With 4 workers, the parallel version is about 2-3x faster. The speedup is less than 4x due to process creation overhead and data serialization between processes.

Key points about `Pool.map`:
- Creates a pool of worker processes
- Distributes the input list across workers
- Each worker applies the function to its assigned inputs
- Results are collected and returned in order

The function passed to `pool.map` must be defined at the module level (not inside another function) and must be picklable.

### When to Use Parallelization

Parallelization is effective when:
- Tasks are **independent** (no shared state or dependencies between iterations)
- Each task takes **significant time** (overhead of spawning processes is non-trivial)
- You have **multiple CPU cores** available

Parallelization is less effective when:
- Tasks are very fast (process overhead dominates)
- Tasks share state or need to communicate frequently
- Memory is limited (each process has its own copy of data)

### Question

Consider a Monte Carlo simulation where each iteration:
1. Generates random samples
2. Computes a statistic
3. Returns the result

You want to run 10,000 iterations. Which parallelization approach would you use, and what potential issue should you watch out for?

### Answer

Use `Pool.map` or `ProcessPoolExecutor.map` since each iteration is independent. The key issue is **random number generation**: each worker process needs its own random seed, otherwise they may generate identical random sequences. Pass a unique seed to each task (as shown in the bootstrap example above) or use `np.random.default_rng()` with different seeds per worker.
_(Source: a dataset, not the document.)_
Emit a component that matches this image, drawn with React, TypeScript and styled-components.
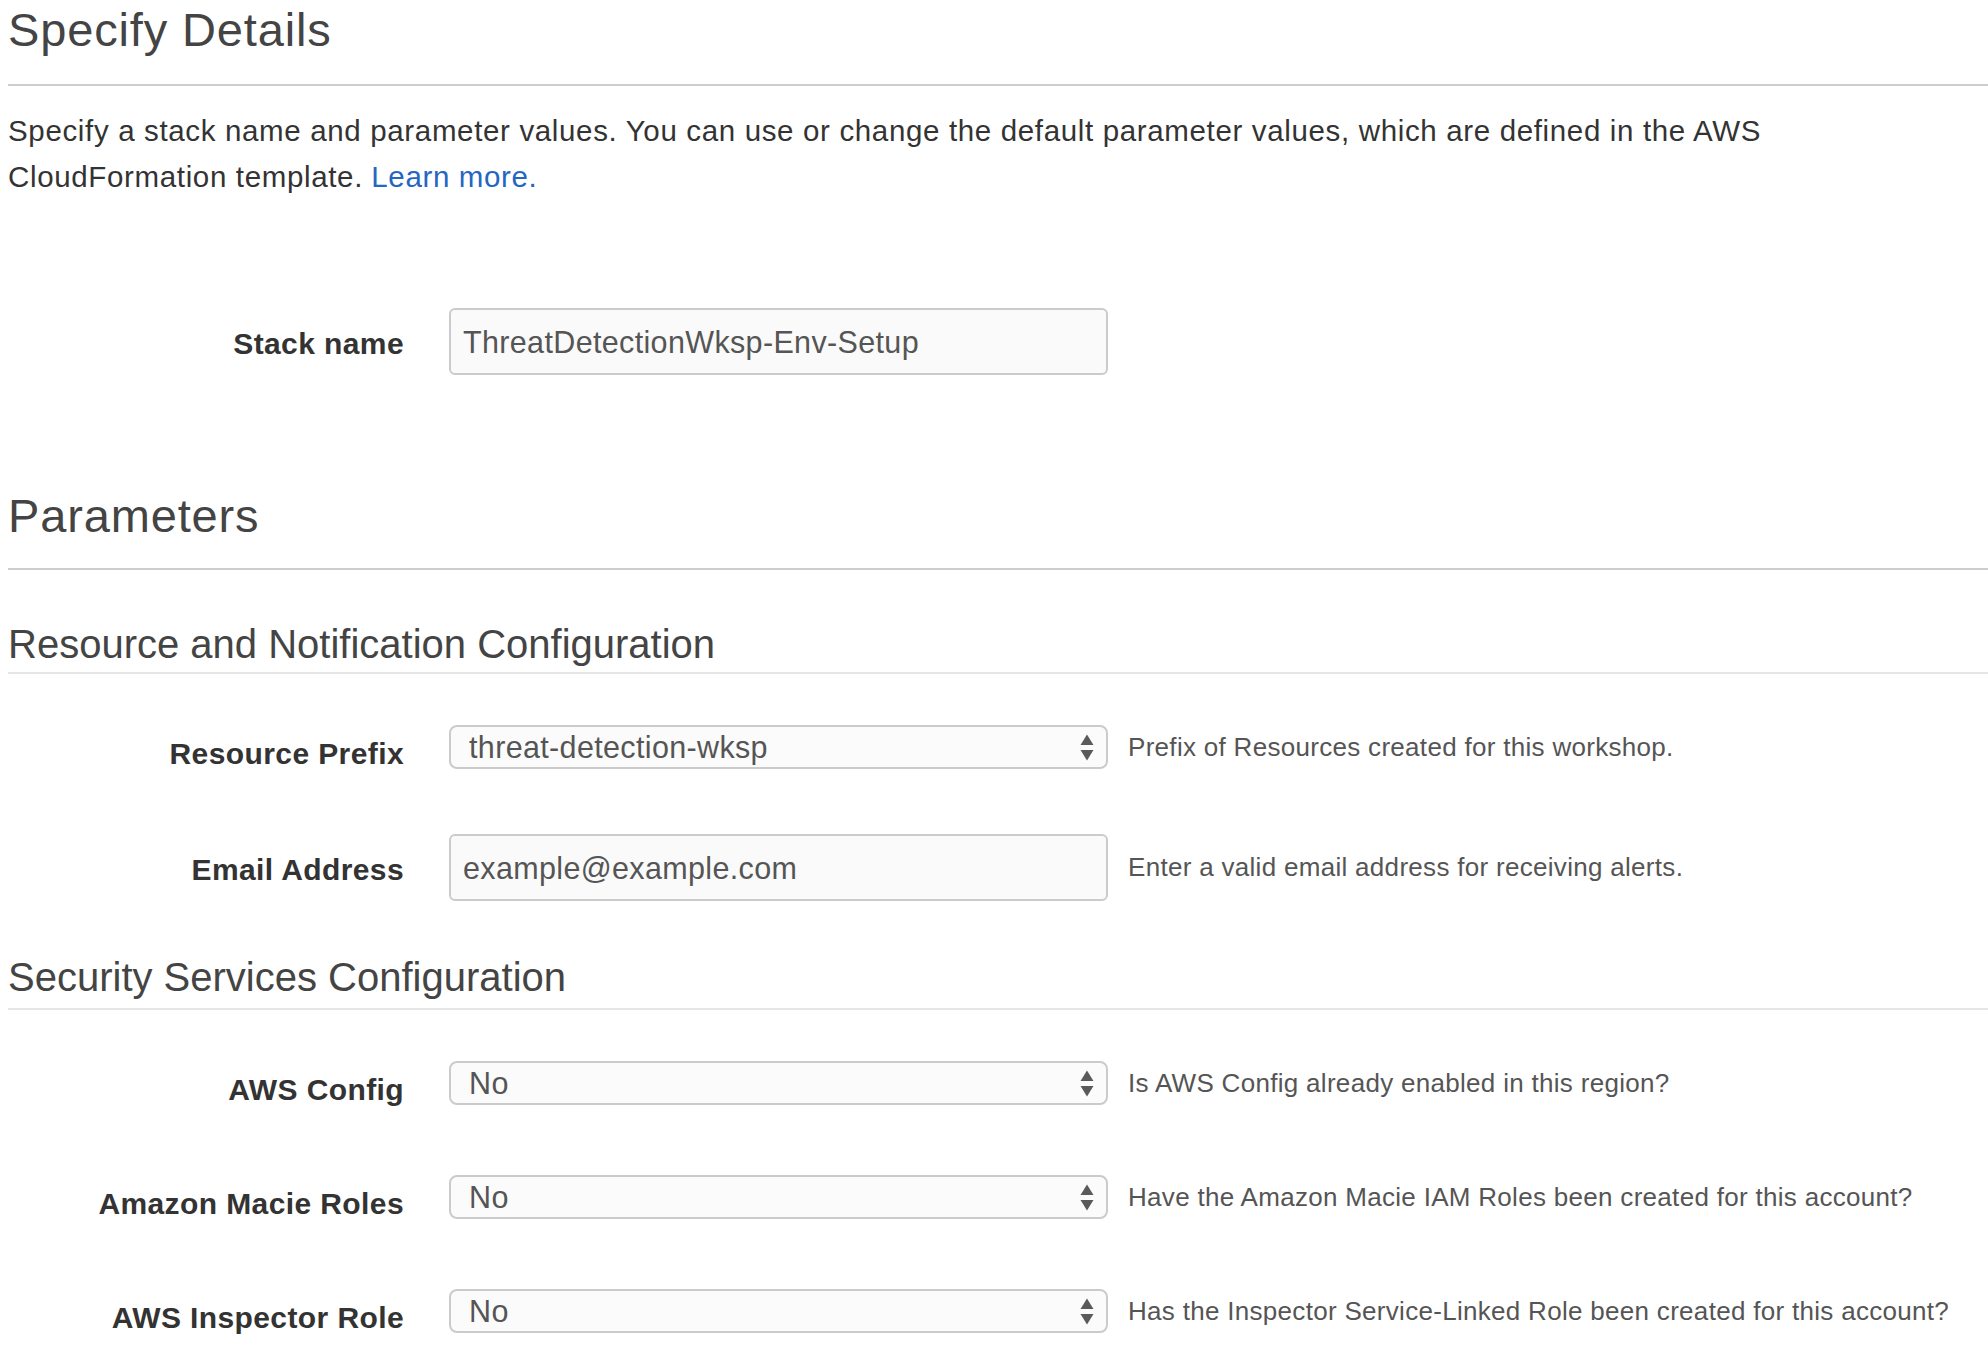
import React from "react";
import styled, { createGlobalStyle } from "styled-components";

const GlobalStyle = createGlobalStyle`
  html, body {
    margin: 0;
    padding: 0;
    background: #ffffff;
  }
  body {
    font-family: "Liberation Sans", Arial, Helvetica, sans-serif;
    -webkit-font-smoothing: antialiased;
  }
  *, *::before, *::after {
    box-sizing: border-box;
  }
`;

const Page = styled.main`
  display: flex;
  flex-direction: column;
  padding: 2px 0 20px 8px;
  color: #333333;
`;

const PageTitle = styled.h1<{ $mt?: number }>`
  margin: ${(p) => p.$mt ?? 0}px 0 0;
  font-size: 47px;
  line-height: 56px;
  font-weight: 400;
  letter-spacing: 0.85px;
  color: #444444;
`;

const SectionTitle = styled.h2<{ $mt: number }>`
  margin: ${(p) => p.$mt}px 0 0;
  font-size: 40px;
  line-height: 48px;
  font-weight: 400;
  color: #444444;
`;

const Rule = styled.hr<{ $light?: boolean; $mt: number }>`
  margin: ${(p) => p.$mt}px 0 0;
  border: 0;
  height: 2px;
  width: 100%;
  background: ${(p) => (p.$light ? "#e6e6e6" : "#cdcdcd")};
`;

const Intro = styled.p`
  margin: 22px 0 0;
  font-size: 29.5px;
  line-height: 46px;
  letter-spacing: 0.65px;
  color: #333333;
`;

const IntroLine = styled.span`
  display: block;
  white-space: nowrap;
`;

const LearnMore = styled.a`
  margin-left: 0.28em;
  color: #2566c1;
  text-decoration: none;
`;

type Kind = "text" | "select";

const FieldRow = styled.div<{ $mt: number }>`
  display: flex;
  align-items: flex-start;
  margin-top: ${(p) => p.$mt}px;
`;

const FieldLabel = styled.label<{ $kind: Kind }>`
  flex: 0 0 396px;
  margin-top: ${(p) => (p.$kind === "text" ? 21 : 14)}px;
  text-align: right;
  font-size: 30px;
  line-height: 30px;
  font-weight: 700;
  letter-spacing: 0.4px;
  color: #333333;
`;

const TextBox = styled.div`
  flex: none;
  display: flex;
  align-items: center;
  width: 659px;
  height: 67px;
  margin-left: 45px;
  padding: 0 12px;
  border: 2px solid #cbcbcb;
  border-radius: 6px;
  background: #fafafa;
  font-size: 30.5px;
  line-height: 40px;
  letter-spacing: 0.35px;
  color: #555555;
  white-space: nowrap;
`;

const SelectBox = styled.div`
  flex: none;
  display: flex;
  align-items: center;
  justify-content: space-between;
  width: 659px;
  height: 44px;
  margin-left: 45px;
  padding: 0 12px 0 18px;
  border: 2px solid #cbcbcb;
  border-radius: 8px;
  background: #fbfbfb;
  font-size: 30.5px;
  line-height: 40px;
  letter-spacing: 0.35px;
  color: #555555;
  white-space: nowrap;
`;

const Help = styled.span`
  align-self: center;
  margin-left: 20px;
  font-size: 26px;
  letter-spacing: 0.3px;
  color: #555555;
  white-space: nowrap;
`;

const SpinnerIcon = () => (
  <svg width="14" height="27" viewBox="0 0 14 27" aria-hidden="true">
    <path d="M7 0.5L13.5 11H0.5Z" fill="#5a5a5a" />
    <path d="M0.5 16H13.5L7 26.5Z" fill="#5a5a5a" />
  </svg>
);

type Field = {
  label: string;
  kind: Kind;
  value: string;
  help?: string;
  mt: number;
};

const resourceFields: Field[] = [
  {
    label: "Resource Prefix",
    kind: "select",
    value: "threat-detection-wksp",
    help: "Prefix of Resources created for this workshop.",
    mt: 51,
  },
  {
    label: "Email Address",
    kind: "text",
    value: "example@example.com",
    help: "Enter a valid email address for receiving alerts.",
    mt: 65,
  },
];

const securityFields: Field[] = [
  {
    label: "AWS Config",
    kind: "select",
    value: "No",
    help: "Is AWS Config already enabled in this region?",
    mt: 51,
  },
  {
    label: "Amazon Macie Roles",
    kind: "select",
    value: "No",
    help: "Have the Amazon Macie IAM Roles been created for this account?",
    mt: 70,
  },
  {
    label: "AWS Inspector Role",
    kind: "select",
    value: "No",
    help: "Has the Inspector Service-Linked Role been created for this account?",
    mt: 70,
  },
];

const FormField = ({ field }: { field: Field }) => (
  <FieldRow $mt={field.mt}>
    <FieldLabel $kind={field.kind}>{field.label}</FieldLabel>
    {field.kind === "text" ? (
      <TextBox role="textbox">{field.value}</TextBox>
    ) : (
      <SelectBox role="combobox">
        <span>{field.value}</span>
        <SpinnerIcon />
      </SelectBox>
    )}
    {field.help && <Help>{field.help}</Help>}
  </FieldRow>
);

export default function App() {
  return (
    <>
      <GlobalStyle />
      <Page>
        <PageTitle>Specify Details</PageTitle>
        <Rule $mt={26} />
        <Intro>
          <IntroLine>
            Specify a stack name and parameter values. You can use or change the default
            parameter values, which are defined in the AWS
          </IntroLine>
          <IntroLine>
            CloudFormation template.
            <LearnMore href="#">Learn more.</LearnMore>
          </IntroLine>
        </Intro>

        <FormField
          field={{ label: "Stack name", kind: "text", value: "ThreatDetectionWksp-Env-Setup", mt: 108 }}
        />

        <PageTitle $mt={113}>Parameters</PageTitle>
        <Rule $mt={24} />

        <SectionTitle $mt={50}>Resource and Notification Configuration</SectionTitle>
        <Rule $light $mt={4} />
        {resourceFields.map((f) => (
          <FormField key={f.label} field={f} />
        ))}

        <SectionTitle $mt={52}>Security Services Configuration</SectionTitle>
        <Rule $light $mt={7} />
        {securityFields.map((f) => (
          <FormField key={f.label} field={f} />
        ))}
      </Page>
    </>
  );
}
## Just-in-Time Compilation with Numba

Numba is a JIT compiler that translates Python functions to optimized machine code at runtime. You can keep writing Python loops and get near-C performance.

### Installing Numba

In [13]:
!pip install numba



### The @jit Decorator

The simplest way to use Numba is the `@jit` decorator:

In [None]:
from numba import jit
import numpy as np


@jit
def sum_array(arr):
    """Sum array elements using a loop."""
    total = 0.0
    for i in range(len(arr)):
        total += arr[i]
    return total


arr = np.random.randn(1000000)

# First call includes compilation time
result = sum_array(arr)

# Subsequent calls are fast
%timeit sum_array(arr)
%timeit np.sum(arr)  # Compare with NumPy

The first call to a JIT-compiled function is slow because Numba compiles the function. Subsequent calls use the compiled version and are fast.

### nopython Mode

By default, Numba tries to compile in "nopython" mode, where no Python objects are used. If it can't, it falls back to "object" mode, which is slower. Always use `nopython=True` (or the shorthand `@njit`) to ensure fast compilation:

In [None]:
from numba import njit


@njit
def compute_mean(arr):
    """Compute mean with guaranteed fast compilation."""
    total = 0.0
    n = len(arr)
    for i in range(n):
        total += arr[i]
    return total / n

If Numba can't compile in nopython mode, it will raise an error instead of silently falling back to slow code.

### Supported Features

Numba supports a subset of Python and NumPy:

**Supported:**
- Numeric types (int, float, complex)
- NumPy arrays and many NumPy functions
- Loops, conditionals, basic control flow
- Tuples (with fixed types)
- Simple functions

**Not supported:**
- Lists with varying types
- Dictionaries (limited support)
- String operations
- Classes (limited support)
- Many Python built-ins

When in doubt, check the [Numba documentation](https://numba.readthedocs.io/en/stable/reference/pysupported.html).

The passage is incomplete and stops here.